SEOUL, June 4 (UPI) -- Nearly one year after a historic Singapore summit between President Donald Trump and North Korean leader Kim Jong Un, the Asian nation advised the United States to change its approach in nuclear negotiations and warned that its patience has limits.

"The U.S. would be well-advised to change its current method of calculation," an unnamed spokesman for North Korea's ministry of foreign affairs said Tuesday night in a statement carried by state-run Korean Central News Agency.

"There is a limit to our patience," he added.

Calling the June 12, 2018, summit between Trump and Kim a "momentous occasion of great significance in promoting peace and stability on the Korean Peninsula," the spokesman said that North Korea has "exerted ceaseless efforts over the past year" to fulfill the joint statement produced there.

The Singapore joint declaration called for establishing new relations between the two countries and building a "peace regime" on the Korean Peninsula.
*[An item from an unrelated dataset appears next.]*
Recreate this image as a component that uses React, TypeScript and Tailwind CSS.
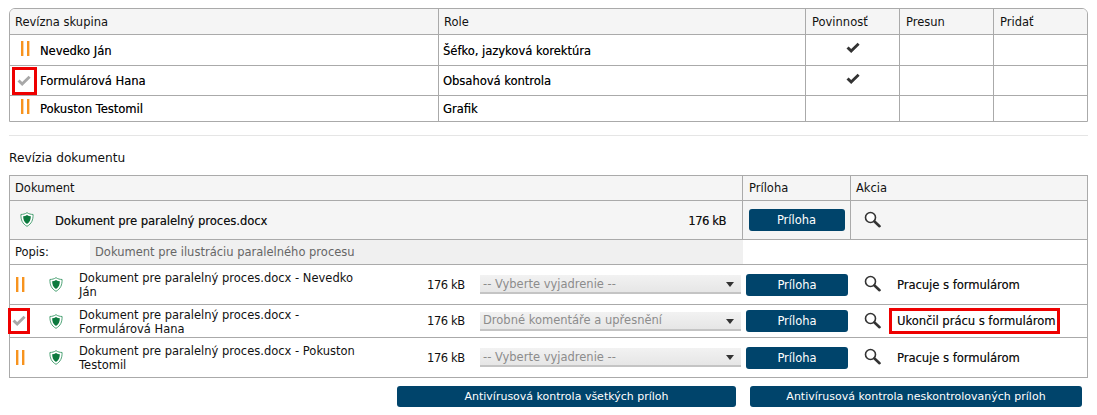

It also said that North Korea would work toward a "complete denuclearization of the Korean peninsula," but did not produce a timeline or details on implementation.

The North Korean spokesman accused the United States of not playing its part in carrying out the agreement, saying that it is "regrettable to see that the United States has become ever more undisguised during the past year in its scheme to annihilate us by force."

He claimed that that the United States has insisted "on our unilateral surrender of nuclear weapons."

Pyongyang has been looking for a gradual approach in negotiations, seeking relief of international sanctions in exchange for steps it has already taken, such as dismantling a nuclear testing site, while Washington has continued to hold out for complete denuclearization before any concessions are made.

A second Trump-Kim summit, held in February in Hanoi, concluded abruptly without an agreement and in recent weeks North Korea has sought to increase pressure on the United States to change its stance.

In an April speech, Kim set a time limit, saying Washington should come up "with a proper method of calculation before the end of this year."

Tensions have also flared recently as North Korea launched what the Pentagon said were short-range ballistic missiles on May 4 and May 9 and the United States announced it had seized a North Korean cargo ship on suspicion it violated sanctions.

North Korea called the act a "robbery" and demanded the ship's immediate return.

Trump has said that he is open to meeting with Kim again and tweeted last month that he believed a deal would still go forward.

Secretary of State Mike Pompeo said in an interview on Monday that Washington was still working to find a solution to the impasse with North Korea.

"We're working to find a negotiated solution so that Kim Jong Un will honor the commitment that he made, the commitment he made to his own people and the commitment he made to President Trump in Singapore, to denuclearize his country," Pompeo said.

However, the North Korean spokesman said that it remains to be seen whether the June 12 joint statement "will remain effective or turn out to be a mere blank sheet of paper."

"The U.S. should duly look back on the past one year and cogitate about which will be a correct strategic choice before it is too late," he said.